Forecast is always wrong. This ordering policy associates with many kinds of risks such as inventory holding cost, uncertain demand and so on. We can calculate the coefficient of variation for each style in order to measure risks by using 2*standard deviation/average because the coefficient of variation measures variability relative to average demand. Then, we can get the average of coefficient of variation which is 0.51. We compared the average of coefficient of variation and the coefficient of variation of each style. If the number is greater than 1, which means risk of this style is higher than average. The company should product lower risk factors’ style in the initial production.

We can find that the risk factor of Assault (0.53), Seduced (0.54), Entice (0.72), Electra (0.74) are lower than others. Therefore, they do better to produce more units of those lower risk factor styles in the initial production.

3. Repeat your methodology and assume now that all 10 styles are made in China. What is the difference (if any) between the two initial production commitments?

Because there is different minimum order quantity between Hong Kong (600) and China (1200), therefore, the order units should be different. The minimum order in China is much greater than Hong Kong so we should consider inventory holding costs, lead time and all factors into the decision. I recommend Obermeyer should only produce those styles which have a lower risk factor due to the large number of minimum quantity. Figure 4 shows us that we should produce Gail (1200), Entice (1200), Assault (1845), Electra (1343), Seduced (2904), Anita (1202) and Daphne (1200) in the initial production.

4. What operational changes would you recommend to Wally to improve performance?

For the design process, according to the case, Obermeyer usually received orders representing 80 percent of its annual volume by the week following the Las Vegas show. They can show samples and offer some promotions to all retailers before Las Vegas show in order to get more accurate data for demand. They may better do demand forecast for each styles instead of forecasting the total demand. For supply chain, according to the case, the preparation of each such ‘lab-dip’ took two weeks; the procedure at times had to be repeated if the quality of the lab-dip was not found to be satisfactory by Obermeyer managers or designs. They could use information technology to do some designs on computer in order to save some times. They could use more flexible materials in order to use those materials for more styles especial zippers. For cut and sew process, they should produce those styles which have larger units and lower risk in China and those styles which have smaller units and higher risk in Hong Kong. Also, they should provide more training to Chinese workers in order to improve efficiency.

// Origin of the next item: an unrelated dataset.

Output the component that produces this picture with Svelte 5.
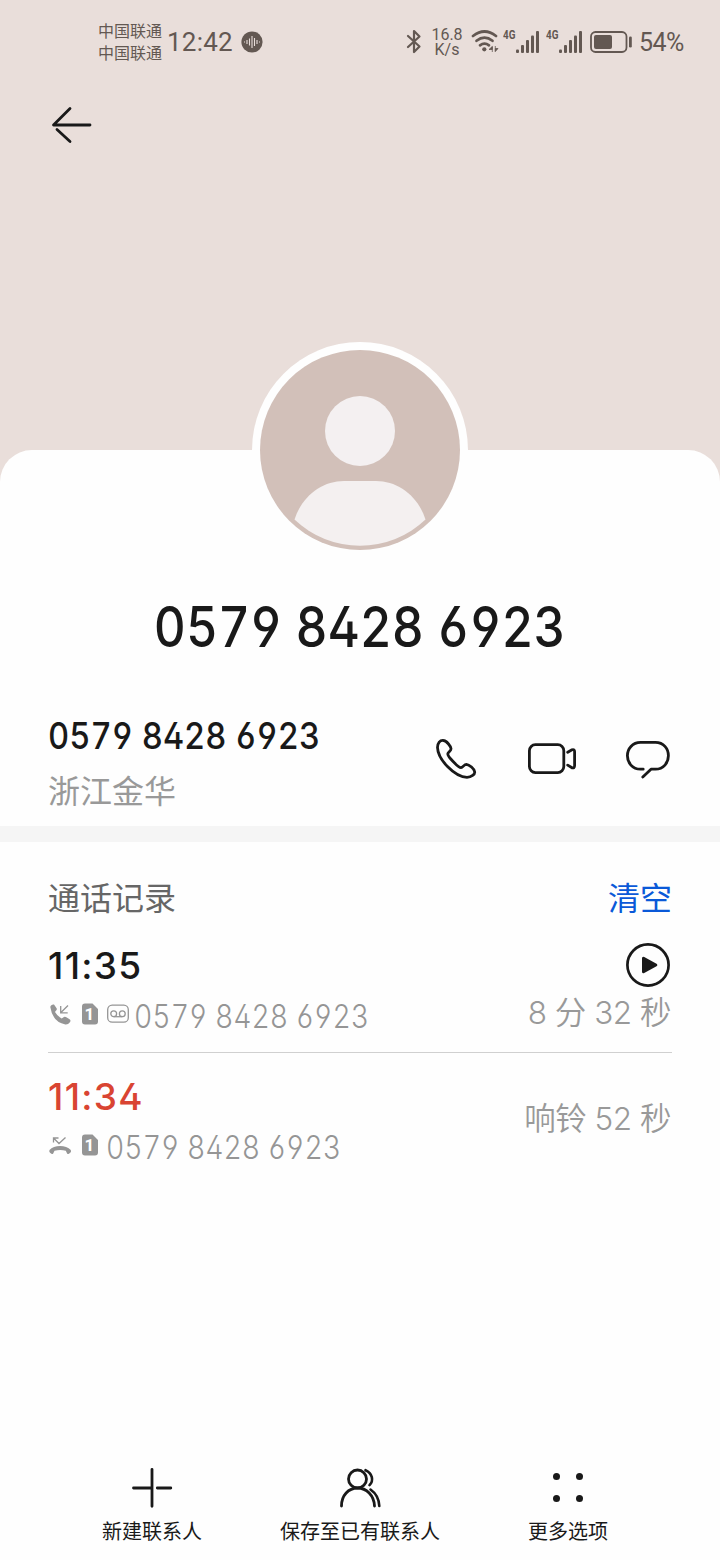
<script>
	const number = '0579 8428 6923';
	const carriers = ['中国联通', '中国联通'];
	const bar_heights = [3.5, 8, 13, 17.5, 22];
	const records = [
		{ time: '11:35', missed: false, recorded: true, duration: '8 分 32 秒' },
		{ time: '11:34', missed: true, recorded: false, duration: '响铃 52 秒' }
	];
</script>

<div class="screen">
	<header class="hero">
		<div class="status">
			<div class="carriers">
				{#each carriers as carrier}
					<span>{carrier}</span>
				{/each}
			</div>
			<span class="clock">12:42</span>
			<svg class="recorder" width="22" height="22" viewBox="0 0 22 22">
				<circle cx="11" cy="11" r="10.6" fill="#635852" />
				<path d="M3 11h1M6 9v4M8.5 7.5v7M11 5v12M13.5 7v8M16 9v4M18 11h1" stroke="#e9deda" stroke-width="1.1" />
			</svg>

			<div class="indicators">
				<svg class="bluetooth" width="16" height="26" viewBox="0 0 16 26">
					<path d="M2 7 13.500 17.500 8 23V2l5.500 5.500L2 18" fill="none" stroke="#635852" stroke-width="2.200" stroke-linejoin="round" stroke-linecap="round" />
				</svg>
				<div class="speed">
					<span>16.8</span>
					<span>K/s</span>
				</div>
				<svg class="wifi" width="28" height="24" viewBox="0 0 28 24">
					<g fill="none" stroke="#635852" stroke-width="2.700" stroke-linecap="round">
						<path d="M2 6Q13.500 -3 25 6" />
						<path d="M5.500 10.800Q13.500 4.500 21.500 10.800" />
						<path d="M9 15.300Q13.500 12 18 15.300" />
					</g>
					<circle cx="13.300" cy="19.300" r="2.100" fill="#635852" />
					<path d="M18 19.500h3.300V16.500zM21.300 16.500v5.500M24.300 16v5.500M24.300 18.500h2.700l-2.700 3z" fill="#635852" stroke="#635852" stroke-width=".8" />
				</svg>
				{#each [1, 2] as sim (sim)}
					<div class="signal">
						<span>4G</span>
						<svg width="24" height="23" viewBox="0 0 24 23">
							{#each bar_heights as h, i}
								<rect x={i * 5} y={22 - h} width="3" height={h} rx="1" fill="#635852" />
							{/each}
						</svg>
					</div>
				{/each}
				<svg class="battery" width="42" height="22" viewBox="0 0 42 22">
					<rect x="1" y="1" width="35.500" height="20" rx="4.500" fill="none" stroke="#635852" stroke-width="1.800" />
					<rect x="4" y="4" width="18" height="14" rx="2" fill="#635852" />
					<rect x="39" y="5.500" width="2.800" height="11" rx="1.300" fill="#635852" />
				</svg>
				<span class="percent">54%</span>
			</div>
		</div>

		<button class="back" aria-label="返回">
			<svg width="48" height="48" viewBox="0 0 48 48">
				<path d="M42 24H5.500L22 7.500M9 28.500 22 40.500" />
			</svg>
		</button>
	</header>

	<main class="sheet">
		<div class="avatar">
			<svg width="200" height="200" viewBox="0 0 200 200">
				<circle cx="100" cy="100" r="100" fill="#d2c0b9" />
				<circle cx="100" cy="81" r="35" fill="#f4f0f1" />
				<path d="M34.500 169.500C42 146 62 131 84 131h32c22 0 42 15 49.500 38.500a95 95 0 0 1-131 0z" fill="#f4f0f0" />
			</svg>
		</div>
		<h1><span class="digits">{number}</span></h1>

		<section class="contact">
			<div>
				<p class="phone"><span class="digits">{number}</span></p>
				<p class="region">浙江金华</p>
			</div>
			<div class="actions">
				<svg width="48" height="48" viewBox="0 0 48 48">
					<path d="M11.500 5.500C8 5 5.500 8 5.500 12.500 6 24.500 22.500 42 35 42.300c4.500 0 8-3 7.700-5.500-.3-2.800-5.500-7.300-8.200-7.500-2.500 0-3.500 3.200-5.500 3.400-2.500.1-13.500-11.200-13.200-13.900.2-1.800 3.400-2.800 3.200-5.300-.2-2-4.500-8-7.500-8z" />
				</svg>
				<svg width="48" height="48" viewBox="0 0 48 48">
					<rect x="1.400" y="9.700" width="34.400" height="27.900" rx="6" />
					<path d="M39.700 17.300 44 14.800q2.600-1 2.600 2v13.800q0 3-2.600 2.200l-4.300-2.700" />
				</svg>
				<svg width="48" height="48" viewBox="0 0 48 48">
					<path d="M18.800 42 27 34.200h4.500c8 0 12.900-6.500 12.900-13.500S39.500 7.400 31.500 7.400h-15c-8 0-13.100 6.300-13.100 13.300s5 13.500 13.100 13.500h2.700" />
				</svg>
			</div>
		</section>

		<section class="log">
			<div class="log-head">
				<h2>通话记录</h2>
				<button class="clear">清空</button>
			</div>
			{#each records as record}
				<div class="record">
					<div>
						<p class="time" class:missed={record.missed}>{record.time}</p>
						<div class="meta">
							{#if record.missed}
								<svg class="kind" width="24" height="22" viewBox="0 0 24 22">
									<path d="M1.500 16C6 10.500 18 10.500 22.800 16q.7 1.500-.5 2.800l-1.800 1.200q-.8.2-1.400-.5l-1.300-2.700q-5.500-1.800-11.300 0l-1.300 2.700q-.6.7-1.400.5l-1.800-1.200q-1.200-1.300-.5-2.800z" fill="#959595" />
									<path d="M5.500 8.500V4h5M5.500 4l5.500 5.500L17.500 3.500" fill="none" stroke="#959595" stroke-width="1.300" />
								</svg>
							{:else}
								<svg class="kind" width="24" height="22" viewBox="0 0 24 22">
									<path d="M2.300 4C2.500 2.300 4.500 1 6 1.500l2.600 3.700q.7 1.500-.7 2.600L7 9q2.200 4 6.700 6.600l1.500-1.200q1.300-1.100 2.700-.3l3.700 2.200q1.600 1.300.3 3-1.700 2.400-4.500 2.200Q4.500 19 2.300 4z" fill="#959595" />
									<path d="M12.700 3v6.800h7M12.700 9.800l7.300-7.300" fill="none" stroke="#959595" stroke-width="1.300" />
								</svg>
							{/if}
							<svg class="sim" width="16" height="22" viewBox="0 0 16 22">
								<path d="M3 .500h7.500L16 6v12.500a3 3 0 0 1-3 3H3a3 3 0 0 1-3-3v-15a3 3 0 0 1 3-3z" fill="#959595" />
								<text x="7.500" y="17.200" text-anchor="middle">1</text>
							</svg>
							{#if record.recorded}
								<svg class="voicemail" width="22" height="22" viewBox="0 0 22 22">
									<g fill="none" stroke="#959595" stroke-width="1.300">
										<rect x=".700" y="2.200" width="20.600" height="17" rx="4.500" />
										<circle cx="6.700" cy="10.800" r="2.900" />
										<circle cx="15.300" cy="10.800" r="2.900" />
										<path d="M6.700 13.700h8.600" />
									</g>
								</svg>
							{/if}
							<span class="caller digits">{number}</span>
						</div>
					</div>
					<div class="result">
						{#if record.recorded}
							<svg width="44" height="44" viewBox="0 0 44 44">
								<circle cx="22" cy="22" r="20.600" fill="none" stroke="#191919" stroke-width="2.700" />
								<path d="M17.500 15.200v13.600L29.800 22z" fill="#191919" stroke="#191919" stroke-width="3" stroke-linejoin="round" />
							</svg>
						{/if}
						<span>{record.duration}</span>
					</div>
				</div>
			{/each}
		</section>

		<nav>
			<button>
				<svg width="48" height="44" viewBox="0 0 48 44">
					<path d="M24 3.300v37M5.500 22H24M29.300 22h13.500" />
				</svg>
				新建联系人
			</button>
			<button>
				<svg width="48" height="44" viewBox="0 0 48 44">
					<circle cx="21.500" cy="13" r="9" />
					<path d="M5.500 40c0-10.500 7-18 16-18s16.500 7.500 17 18" />
					<path class="behind" d="M29.500 4.200c7 3 8.500 10.500 4 15M34.500 23.500c5 3.500 8.500 9.500 8.800 16.500" />
				</svg>
				保存至已有联系人
			</button>
			<button>
				<svg class="dots" width="48" height="44" viewBox="0 0 48 44">
					<circle cx="12.500" cy="10.500" r="3.500" />
					<circle cx="35.500" cy="10.500" r="3.500" />
					<circle cx="12.500" cy="32.500" r="3.500" />
					<circle cx="35.500" cy="32.500" r="3.500" />
				</svg>
				更多选项
			</button>
		</nav>
	</main>
</div>

<style>
	:global(body) {
		margin: 0;
	}
	.screen {
		display: flex;
		flex-direction: column;
		width: 720px;
		height: 1560px;
		overflow: hidden;
		background: #e9deda;
		color: #191919;
		font-family: Inter, 'Noto Sans CJK SC', sans-serif;
		font-feature-settings: 'cv02', 'cv03', 'cv04';
	}
	h1,
	h2,
	p {
		margin: 0;
		font-weight: 400;
	}
	button {
		padding: 0;
		border: 0;
		background: none;
		color: inherit;
		font: inherit;
	}
	svg {
		display: block;
		flex: none;
	}
	.digits {
		display: inline-block;
		font-feature-settings: 'cv02', 'cv03', 'cv04', 'tnum';
		white-space: nowrap;
		transform: scaleX(0.885);
		transform-origin: left;
	}
	.hero {
		height: 450px;
		flex: none;
	}
	.status {
		display: flex;
		align-items: center;
		height: 84px;
		padding: 0 36px 0 98px;
		box-sizing: border-box;
		color: #635852;
		white-space: nowrap;
	}
	.carriers {
		display: flex;
		flex-direction: column;
		font-size: 16px;
		line-height: 22px;
	}
	.clock {
		width: 74px;
		margin-left: 5px;
		font-family: Roboto, sans-serif;
		font-size: 26px;
		letter-spacing: 0.2px;
	}
	.indicators {
		display: flex;
		align-items: center;
		margin-left: auto;
	}
	.speed {
		display: flex;
		flex-direction: column;
		width: 32px;
		margin-left: 9px;
		text-align: center;
		font-family: Roboto, sans-serif;
		font-size: 16px;
		line-height: 15px;
	}
	.wifi {
		margin-left: 8px;
	}
	.signal {
		display: flex;
		align-items: flex-start;
		margin-left: 4px;
		width: 39px;
	}
	.signal span {
		width: 13px;
		margin-top: -1px;
		font-family: Roboto, sans-serif;
		font-size: 13px;
		font-weight: 700;
		line-height: 10px;
		transform: scaleX(0.76);
		transform-origin: left;
	}
	.battery {
		margin-left: 5px;
	}
	.percent {
		width: 45px;
		margin-left: 7px;
		font-family: Roboto, sans-serif;
		font-size: 25px;
		line-height: 30px;
		padding-top: 2px;
		letter-spacing: -0.5px;
	}
	.back {
		display: block;
		margin: 17px 0 0 48px;
	}
	.back svg,
	.actions svg,
	nav svg {
		fill: none;
		stroke: #191919;
		stroke-width: 2.8;
		stroke-linecap: round;
		stroke-linejoin: round;
	}
	.sheet {
		display: flex;
		flex: 1;
		flex-direction: column;
		border-radius: 32px 32px 0 0;
		background: #fefefe;
	}
	.avatar {
		align-self: center;
		margin-top: -108px;
		padding: 8px;
		border-radius: 50%;
		background: #fefefe;
	}
	h1 {
		margin-top: 29px;
		text-align: center;
		font-size: 56px;
		font-weight: 500;
		line-height: 80px;
	}
	h1 .digits {
		transform-origin: center;
	}
	.contact {
		display: flex;
		justify-content: space-between;
		height: 159px;
		padding: 43px 48px 0;
		box-sizing: border-box;
	}
	.phone {
		height: 53px;
		font-size: 37px;
		font-weight: 500;
		line-height: 52px;
	}
	.region {
		color: #999;
		font-size: 32px;
		line-height: 57px;
	}
	.actions {
		display: flex;
		gap: 48px;
		padding-top: 25px;
	}
	.log {
		padding: 30px 48px 0;
		border-top: 16px solid #f5f5f5;
	}
	.log-head {
		display: flex;
		justify-content: space-between;
		height: 52px;
		line-height: 54px;
	}
	h2 {
		color: #666;
		font-size: 32px;
	}
	.clear {
		color: #0a59d8;
		font-size: 32px;
		line-height: 54px;
	}
	.record {
		display: flex;
		justify-content: space-between;
		height: 129px;
		padding-top: 17px;
		box-sizing: border-box;
		border-bottom: 1px solid #d0d0d0;
	}
	.record:last-child {
		padding-top: 19px;
		border-bottom: 0;
	}
	.time {
		height: 50px;
		font-size: 37px;
		font-weight: 500;
		line-height: 50px;
		letter-spacing: 1.3px;
	}
	.time.missed {
		color: #d94432;
	}
	.meta {
		display: flex;
		align-items: flex-start;
		height: 52px;
	}
	.meta svg {
		margin-top: 12px;
	}
	.sim {
		margin-left: 10px;
	}
	.sim text {
		fill: #fff;
		font-family: Roboto, sans-serif;
		font-size: 17px;
		font-weight: 700;
	}
	.voicemail {
		margin-left: 9px;
	}
	.caller {
		margin-left: 8px;
		color: #959595;
		font-size: 32px;
		font-weight: 350;
		line-height: 52px;
	}
	.voicemail + .caller {
		margin-left: 5px;
	}
	.result {
		display: flex;
		flex-direction: column;
		align-items: flex-end;
		padding: 2px 1px 0 0;
		color: #999;
		font-size: 31.5px;
		font-weight: 350;
		line-height: 52px;
		letter-spacing: -0.5px;
	}
	.result svg {
		margin-right: 1px;
	}
	.record:last-child .result {
		padding-top: 21px;
	}
	nav {
		display: flex;
		height: 94px;
		margin-top: auto;
		padding: 0 48px;
	}
	nav button {
		display: flex;
		flex: 1;
		flex-direction: column;
		align-items: center;
		font-size: 20px;
		line-height: 45px;
		white-space: nowrap;
	}
	nav .behind {
		stroke-width: 2.6;
	}
	nav .dots {
		fill: #191919;
		stroke: none;
	}
</style>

5. How should Wally think (both short-term and long-term) about sourcing in Hong Kong versus China? What kind of sourcing policy do you recommend?

Compare Hong Kong with China, workers in Hong Kong worked about 50 percent faster than their Chinese counterparts. Hong Kong workers are typically trained in a broader range of tasks. Wages in China were much lower than in Hong Kong; an average sewer in a Guangdong sewing factory earned US$0.16 per hour compare with US$3.84 per hour in the Alpine factory in Hong Kong. The minimum order in Hong Kong is 600 units and the minimum order in China is 1200 units. Therefore, for short-term, in the initial production period, Obermeyer should produce those styles which have a lower risk factor and large units in China because the lower labor cost, longer lead time and quota restrictions in China. They may choose Hong Kong for those styles which have higher risk factors and small units in second and finial production period in order to get their products faster.

For long-term period, they may move more production lines from Hong Kong to China because the labor cost is lower and there is larger capacity to produce. According to the case, Raymond decided to build a larger factory in Guangdong, China so the conditions of production lines are better in China. On the other hand, China is another potential market so in the future Obermeyer can expand their market in China. When they increase their sales, minimum orders will become a smaller problem.